It was the year Virginia Gov. Charles S. Robb tried to propel the state into high-tech but found himself plagued by problems in the state's prisons that his critics said were simply out of date.

Robb pushed the state toward more sophisticated industries through the creation of a state-supported Center for Innovative Technology. Northern Virginia staked its claim by snagging the center for a site near Dulles International Airport.

Old problems persisted. On May 31 Linwood Briley, a member of a Richmond gang blamed by authorities with 11 murders, his brother, James, and four other death-row inmates bolted from the state's Mecklenburg prison in the biggest death-row breakout in U.S. history. All were recaptured but the escape and other prison disruptions reopened an old debate over the state prison system that embarrassed Robb and led to the downfall of prison chief Robert Landon.
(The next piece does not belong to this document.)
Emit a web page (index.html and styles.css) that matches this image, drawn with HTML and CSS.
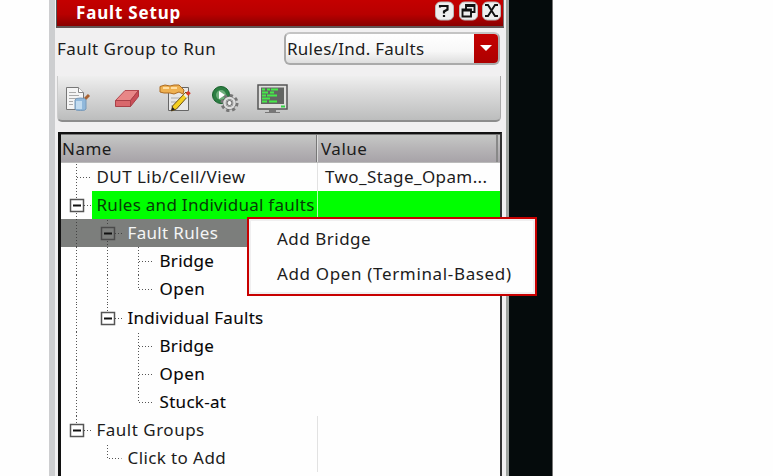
FILE: index.html
```html
<!DOCTYPE html>
<html lang="en">
<head>
<meta charset="utf-8">
<title>Fault Setup</title>
<link rel="stylesheet" href="styles.css">
</head>
<body>
<div class="screen">
  <main class="dock">
    <header class="titlebar">
      <h1><span class="t-title">Fault Setup</span></h1>
      <div class="winbtns">
        <svg viewBox="0 0 19 19"><rect x=".5" y=".5" width="18" height="18" rx="5"/><path d="M5 6V4.500h7.500V8L9 10v2M9 13.500v2" class="thick"/></svg>
        <svg viewBox="0 0 19 19"><rect x=".5" y=".5" width="18" height="18" rx="5"/><path d="M7 7V3.500h8.500v7H12M7 4.500h8M3.500 8H12v7H3.500zM3.500 9H12"/></svg>
        <svg viewBox="0 0 19 19"><rect x=".5" y=".5" width="18" height="18" rx="5"/><path d="M3 3.500h3l7 11h3M16 3.500h-3l-7 11H3"/></svg>
      </div>
    </header>
    <div class="runrow">
      <label class="t-run">Fault Group to Run</label>
      <div class="combo"><span class="t-combo">Rules/Ind. Faults</span><i><svg width="12" height="7" viewBox="0 0 12 7"><path d="M0 0h12L6 6z" fill="#fff"/></svg></i></div>
    </div>
    <div class="toolbar">
      <svg width="28" height="26" viewBox="0 0 28 26"><path d="M2.500 1.500h12l5 5v17h-17z" fill="#f4f4f4" stroke="#777"/><path d="M14.500 1.500v5h5" fill="#fff" stroke="#888"/><path d="M5 6.500h7M5 9.500h10M5 12.500h8M5 15.500h4M5 18.500h4" stroke="#aaa"/><path d="M21 13l4-4" stroke="#a86232" stroke-width="3"/><path d="M11 14q0-2 5.500-2t5.500 2v9q0 1.500-5.500 1.500T11 23z" fill="#91b9dc" stroke="#7899b8"/><path d="M12 15h6v8h-6z" fill="#c3dcf0"/></svg>
      <svg width="26" height="20" viewBox="0 0 26 20"><path d="M1.500 11.500L11 1.500h13.500l-8 10z" fill="#e88787" stroke="#b44a50"/><path d="M1.500 11.500h15v6h-15z" fill="#d9686c" stroke="#a94148"/><path d="M16.500 11.500l8-10v6l-8 10z" fill="#c94e57" stroke="#a94148"/></svg>
      <svg width="32" height="30" viewBox="0 0 32 30"><path d="M9.500 3.500h20v23h-20z" fill="#e7e7e7" stroke="#666"/><path d="M12 14h9M12 18h6M12 22h4" stroke="#aaa"/><path d="M1 2.500L6 1l5 1 4-1h5l5 5-1 4-4-2-5 2-4-1H5l-4-1z" fill="#eeb050" stroke="#ad6b20"/><path d="M4 4h6M12 4h6" stroke="#ffdda0" stroke-width="2"/><path d="M13.500 22L27 8l3 3-12.500 14-5 2z" fill="#f4cf21" stroke="#694d14"/><path d="M25.500 10l3 3" stroke="#eee" stroke-width="2.500"/><path d="M28 8l2.500 2.500" stroke="#d53b2d" stroke-width="3.500"/><path d="M12 27l1.500-4 2.500 2.500z" fill="#222"/></svg>
      <svg width="28" height="28" viewBox="0 0 28 28"><circle cx="10" cy="10" r="8.500" fill="#2c7e42" stroke="#17602b"/><circle cx="10" cy="10" r="5" fill="#6dae7b"/><path d="M8 6l6 4-6 4z" fill="#fff"/><circle cx="18.500" cy="18" r="7" fill="none" stroke="#777" stroke-width="4" stroke-dasharray="3 2.500"/><circle cx="18.500" cy="18" r="5" fill="#d8d8d8" stroke="#666" stroke-width="3.500"/><circle cx="18.500" cy="18" r="5" fill="none" stroke="#ddd" stroke-width="2.500"/><circle cx="18.500" cy="18" r="2.500" fill="#eee" stroke="#666"/></svg>
      <svg width="31" height="30" viewBox="0 0 31 30"><path d="M1 1h29v24H1z" fill="#dededc" stroke="#555" stroke-width="1.500"/><path d="M4 3.500h23V20H4z" fill="#626562"/><path d="M5 5.500h3M10 5.500h3M14 5.500h7M5 8.500h6M13 8.500h4M5 11.500h4M10 11.500h10M5 14.500h8M5 17.500h5M12 17.500h8" stroke="#45eb49" stroke-width="1.800"/><path d="M24 22.500h4" stroke="#35d447" stroke-width="2"/><path d="M12 26h7v2h4v1H8v-1h4z" fill="#777"/></svg>
    </div>
    <section class="tree">
      <div class="head"><span><b class="t-name">Name</b></span><span><b class="t-value">Value</b></span></div>
      <div class="row"><div class="cell"><svg class="l0"><path d="M16.500 1v28M17 14.500h14"/></svg><span class="t0">DUT Lib/Cell/View</span></div><div class="val"><span class="t-two">Two_Stage_Opam...</span></div></div>
      <div class="row green"><div class="cell"><svg class="l0"><path d="M16.500 0v7M16.500 22v6M24 14.500h7"/><rect x="10.500" y="8.500" width="13" height="12"/><path class="minus" d="M13 14.500h8"/></svg><span class="t1">Rules and Individual faults</span></div><div class="val"></div></div>
      <div class="row selected"><div class="cell"><svg class="l1"><path d="M16.500 0v28M47.500 1v6M47.500 22v6M55 14.500h7"/><rect x="41.500" y="8.500" width="13" height="12"/><path class="minus" d="M44 14.500h8"/></svg><span class="t2">Fault Rules</span></div><div class="val"></div></div>
      <div class="row strong"><div class="cell"><svg class="l2"><path d="M16.500 0v28M47.500 0v28M78.500 0v28M79 14.500h14"/></svg><span class="t3">Bridge</span></div></div>
      <div class="row strong"><div class="cell"><svg class="l2"><path d="M16.500 0v28M47.500 0v28M78.500 0v14.500h14"/></svg><span class="t4">Open</span></div></div>
      <div class="row strong"><div class="cell"><svg class="l1"><path d="M16.500 0v28M47.500 0v7M55 14.500h7"/><rect x="41.500" y="8.500" width="13" height="12"/><path class="minus" d="M44 14.500h8"/></svg><span class="t5">Individual Faults</span></div></div>
      <div class="row strong"><div class="cell"><svg class="l2"><path d="M16.500 0v28M78.500 1v27M79 14.500h14"/></svg><span class="t3">Bridge</span></div></div>
      <div class="row strong"><div class="cell"><svg class="l2"><path d="M16.500 0v28M78.500 0v28M79 14.500h14"/></svg><span class="t4">Open</span></div></div>
      <div class="row strong"><div class="cell"><svg class="l2"><path d="M16.500 0v28M78.500 0v14.500h14"/></svg><span class="t6">Stuck-at</span></div></div>
      <div class="row"><div class="cell"><svg class="l0"><path d="M16.500 0v7M24 14.500h7"/><rect x="10.500" y="8.500" width="13" height="12"/><path class="minus" d="M13 14.500h8"/></svg><span class="t7">Fault Groups</span></div><div class="val"></div></div>
      <div class="row"><div class="cell"><svg class="l1"><path d="M47.500 1v13.500h14"/></svg><span class="t8">Click to Add</span></div><div class="val"></div></div>
    </section>
  </main>
  <div class="backdrop"></div>
  <div class="menu"><div><span class="m1">Add Bridge</span></div><div><span class="m2">Add Open (Terminal-Based)</span></div></div>
</div>
</body>
</html>
```
FILE: styles.css
```css
* { box-sizing: border-box; }
body { margin: 0; background: #fefefe; font: 17px/28px "Noto Sans", sans-serif; color: #1c1c1c; overflow: hidden; }
.screen { position: relative; display: flex; width: 773px; height: 476px; padding-left: 49px; overflow: hidden; }
span, label, b { white-space: nowrap; }
.dock { width: 460px; background: #f1f0f1; border-left: 6px solid #cdced0; border-right: 3px solid #9fa4a0; display: flex; flex-direction: column; }
.titlebar { height: 28px; margin: 0 2px 0 1px; padding: 0 2px 0 19px; display: flex; justify-content: space-between; background: linear-gradient(#c40000, #b80000 55%, #890000); border-left: 1px solid #555; border-bottom: 2px solid #625555; border-right: 1px solid #777; color: #fff; }
h1 { margin: 0; font: bold 17px/26px "Noto Sans", sans-serif; letter-spacing: .82px; }
.winbtns { display: flex; gap: 4.500px; padding-top: 1px; }
.winbtns svg { width: 19px; height: 20px; }
.winbtns rect { fill: #eee; stroke: #bbb; }
.winbtns path { fill: none; stroke: #111; stroke-width: 1.900; }
.winbtns .thick { stroke-width: 2.200; }
.runrow { height: 48px; display: flex; justify-content: space-between; padding: 4px 6px 0 2px; }
.t-run { line-height: 34px; letter-spacing: .46px; }
.t-combo { letter-spacing: .27px; }
.combo { width: 216px; height: 33px; border: 2px solid #aaa; border-top-color: #c4c4c4; border-radius: 6px; display: flex; justify-content: space-between; background: linear-gradient(#fff, #f7f7f7 60%, #dedede); line-height: 29px; padding-left: 1px; overflow: hidden; }
.combo i { width: 24px; background: linear-gradient(#c50000, #ad0000); display: flex; align-items: center; justify-content: center; }
.toolbar { height: 46px; margin: 0 5px 0 2px; border-bottom: 2px solid #8d8d8d; border-left: 1px solid #ccc; border-right: 1px solid #aaa; border-radius: 0 0 5px 5px; background: linear-gradient(#efefef, #dcdcdc 35%, #bcbdbd); display: flex; align-items: center; padding: 1px 0 0 6px; }
.toolbar svg { flex: none; }
.toolbar svg:nth-child(1) { margin-right: 22px; }
.toolbar svg:nth-child(2) { margin-right: 19px; }
.toolbar svg:nth-child(3) { margin-right: 20px; }
.toolbar svg:nth-child(4) { margin-right: 18px; }
.tree { margin: 10px 4px 0 3px; flex: none; height: 344px; border: 2px solid #111; border-left-width: 3px; border-right-color: #333; border-bottom: 0; background: #fefefe; overflow: hidden; }
.head { display: flex; height: 29px; background: linear-gradient(#c6c8c6, #b6b4b6 50%, #a7a3a8); border-top: 1px solid #777; border-bottom: 1px solid #bbb; line-height: 27px; }
.head span:first-child { width: 256px; padding-left: 1px; border-right: 1px solid #777; box-shadow: 1px 0 #ddd; }
.head span:last-child { flex: 1; padding-left: 4px; margin-right: 2px; border-right: 2px solid #888; }
.head b { font-weight: 400; letter-spacing: .5px; }
.row { display: flex; height: 28.120px; }
.cell { width: 256px; display: flex; flex: none; }
.val { flex: 1; border-left: 1px solid #e2e2e2; padding-left: 7px; }
.row svg { height: 28.120px; flex: none; margin-left: -1px; }
.row path { fill: none; stroke: #555; stroke-width: 1; stroke-dasharray: 1 2; }
.row rect { fill: #fff; stroke: #555; stroke-width: 1.500; }
.row .minus { stroke: #111; stroke-width: 2; stroke-dasharray: none; }
.l0 { width: 36.500px; }
.l1 { width: 67.500px; }
.l2 { width: 99.500px; }
.t0 { letter-spacing: .45px; }
.t1 { letter-spacing: .28px; }
.t2 { letter-spacing: .33px; }
.t3, .t5, .t6 { letter-spacing: .3px; }
.t4 { letter-spacing: .5px; }
.t7, .m1 { letter-spacing: .5px; }
.t8, .t-two { letter-spacing: .4px; }
.m2 { letter-spacing: .65px; }
.green { background: linear-gradient(90deg, #fefefe 31px, #00ff00 31px); color: #073b07; }
.green .val { border-color: #b2ffb2; }
.selected { background: #7c7e7c; color: #f4f5f5; }
.selected rect { fill: #7c7e7c; stroke: #4b4b4b; }
.selected path { stroke: #444; }
.strong { color: #060606; -webkit-text-stroke: .1px #060606; }
.backdrop { width: 44px; background: #050b0c; border-right: 1px solid #777; }
.menu { position: absolute; left: 247px; top: 217px; width: 290px; height: 79px; background: #fefefe; border: 2px solid #c80000; box-shadow: inset 0 0 0 2px #f0eff0; padding: 3px 0 0 28px; line-height: 34.500px; }
```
On Oct. 12 Linwood Briley was executed in Richmond, becoming the 26th person executed in the United States since the Supreme Court lifted its ban on capital punishment in 1976.

1984 was also the year that the state legislature attempted to set aside years of bitter racial debate and declared Martin Luther King Jr.'s birthday a state holiday. It also was the year, however, that a small cafe in Fauquier County was cited by the Justice Department on charges of refusing to serve blacks despite a 17-year-old federal court order.

The Northern Virginia landscape changed. A dispute over ownership of the Tysons II land tract was settled, the Dulles Toll Road opened, and the revival of the Alexandria waterfront took hold.